Gubernur Bank Indonesia Perry Warjiyo mengungkap alasan Dewan Gubernur BI mempertahankan suku bunga acuan pada RDG bulan ini.
"Rapat Dewan Gubernur Bank Indonesia pada 21 dan 22 Mei 2024 memutuskan untuk mempertahankan BI Rate sebesar 25 basis poin menjadi sebesar 6,25%,” ujarnya dalam konferensi pers RDG BI, Rabu (22/5/2024).
Perry mengatakan keputusan ini konsisten dengan kebijakan moneter pro-stabilitas serta langkah pre-emptive dan forward looking untuk memastikan inflasi tetap dalam sasaran 2,5±1% pada 2024 dan 2025, termasuk efektivitas dalam menjaga aliran masuk modal asing dan stabilitas nilai tukar rupiah.
Sementara itu, kebijakan makroprudensial dan sistem pembayaran tetap pro-growth untuk mendukung pertumbuhan ekonomi yang berkelanjutan.
"Kebijakan makroprudensial longgar juga terus ditempuh untuk mendorong kredit/pembiayaan perbankan kepada dunia usaha dan rumah tangga," ungkapnya.
Baca Juga
Sebelumnya dalam RDG bulan April 2024, BI secara mengejutkan menaikkan suku bunga acuan dari level 6% ke 6,25% guna menahan pelemahan rupiah. Kenaikan ini merupakan yang pertama kali sejak Oktober 2023.
Sebelumnya, Konsensus ekonom yang dihimpun Bloomberg secara kompak meyakini BI akan menahan suku bunga acuan pada bulan ini. Dari 38 ekonom, seluruh memprediksi bank sentral akan menahan suku bunga acuan di level 6,25%.
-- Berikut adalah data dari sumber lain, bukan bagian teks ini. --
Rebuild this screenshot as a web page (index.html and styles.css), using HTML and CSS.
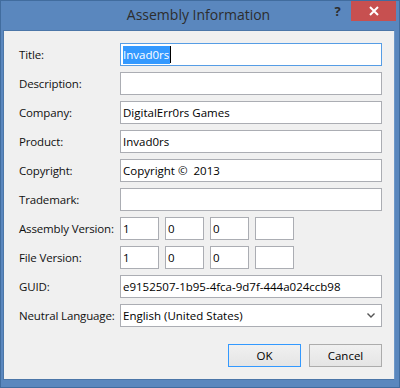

Kepala Ekonom PT Bank Negara Indonesia Tbk. (BBNI) Ryan Kiryanto menuturkan BI akan mempertahankan suku bunga, sejalan dengan Lending Facility Rate dan Deposit Facility Rate.
Meredanya tekanan eksternal terhadap rupiah dan terkendalinya ekspektasi inflasi ke depan tetap dalam koridor 1,5-3,5% menjadi dasar pertimbangan utama BI.
“Selain isu The Fed yang belum akan menurunkan Fed rate tetap di 5,25%-5,50% dalam jangka pendek ini atau setidaknya hingga akhir tahun ini,” tuturnya dalam keterangan resmi, dikutip Rabu (22/5/2024).
Sementara Kepala Ekonom PT Bank Permata Tbk. (BNLI) Josua Pardede keputusan mempertahankan BI Rate atas pertimbangan risiko dari skenario kebijakan The Fed yang terus higher for longer.
Pejabat the Fed masih menunjukkan sinyal bahwa Fed tidak terburu-buru menurunkan suku bunga kebijakan FFR meskipun proses disinflasi di AS masih berlanjut.
Setelah kenaikan 25 bps pada bulan lalu, rupiah cenderung menguat sebesar 1,47% (mtd), imbal hasil obligasi acuan 10 tahun telah turun 32bps (mtd), dan telah terjadi arus modal masuk ke pasar portofolio sebesar US$441 juta (mtd) pada Mei 2024.
Mengacu data inflasi pun terkendali dengan tren menurun, meski ada Hari Raya Idulfitri atau Lebaran.
Josua meyakini saat ini dalam menentukan BI Rate, bank sentral akan sangat mengikuti perubahan suku bunga The Fed. Padahal sebelumnya, BI mengindikasikan bahwa keputusannya untuk menurunkan BI Rate tidak akan dipengaruhi oleh keputusan suku bunga acuan The Fed.
“Kami memperkirakan bahwa BI hanya akan menurunkan BI Rate setelah The Fed mulai menurunkan suku bunga kebijakannya,” tuturnya.
Josua mengantisipasi bahwa The Fed hanya akan menurunkan Fed Funds Rate sebesar 25bps di Desember 2024, kami memperkirakan BI akan mempertahankan BI Rate di level saat ini di 6,25% hingga akhir 2024. Hal ini menunjukkan bahwa kemungkinan penurunan suku bunga akan terbuka pada tahun 2025.